Since Bal Harbour Shops, an open-air shopping mall, first opened in the affluent suburb of Miami Beach in 1965, it has attracted luxury retailers from Balmain to Tiffany & Co.

Now, it’s bringing the shopping experience to other cities across the country in the form of pop-ups.

The Access Pop-Up will feature luxury retailers including Frette, Assouline, Bonpoint, Addict, and Santa Maria Novella in a multi-city tour starting in Raleigh, North Carolina, on November 22 and then moving on to Greenville, South Carolina, as well as Tequesta and South Walton County in Florida.

“Built from 30 custom-built shipping containers, the branded pop-up will include covered walkways with fans, a retractable canopy, and a fine dining restaurant called The Whitman that will seat 150 people, with a full bar and lounge,” the brand said in a statement. “The environment will showcase Bal Harbour Shops’s palm-tree motif and garden-like bright green monstera leaf signature design.
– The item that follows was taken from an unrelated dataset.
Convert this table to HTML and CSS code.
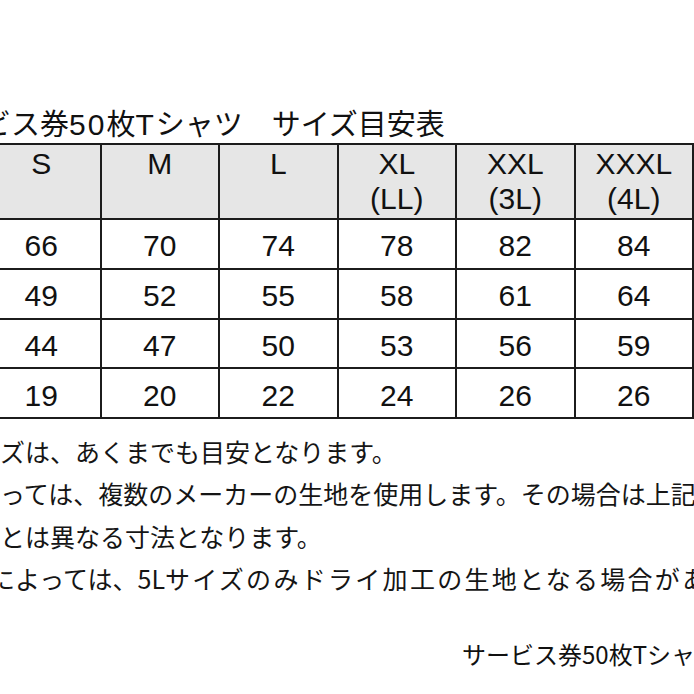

Koi ponds, fountains, and planters filled with lush greenery, plus piped-in music will help bring the entire tropical, zen-like atmosphere of Bal Harbour Shops to life.”

The luxury event will also have daily activations, “including champagne-filled brunches, coveted holiday shopping experiences and much more,” per the brand via email. The goal is to turn shopping into an “emotional” experience that customers can enjoy with their friends and family, Bal Harbour Shops president and CEO Matthew Whitman Lazenby told Retail Brew.

To unpack all of it, we caught up with Whitman Lazenby to discuss why the company set out on this expedition, the importance of luxury pop-ups, and the future.

This interview has been lightly edited for length and clarity.

So who is going to be part of this Access Pop-Up experience?

The concept of co-tenancy—whereby tenants want to make sure that they know who’s going to be around them is important to most every tenant—but it’s critically important to luxury tenants who are going to be so focused on brand and image. What we’ve assured them is that the opportunity will be closed to anyone who is not a Bal Harbour Shops tenant. We have about 110 leases of Bal Harbour Shops, so it’s where we’re pulling from that audience for this particular opportunity.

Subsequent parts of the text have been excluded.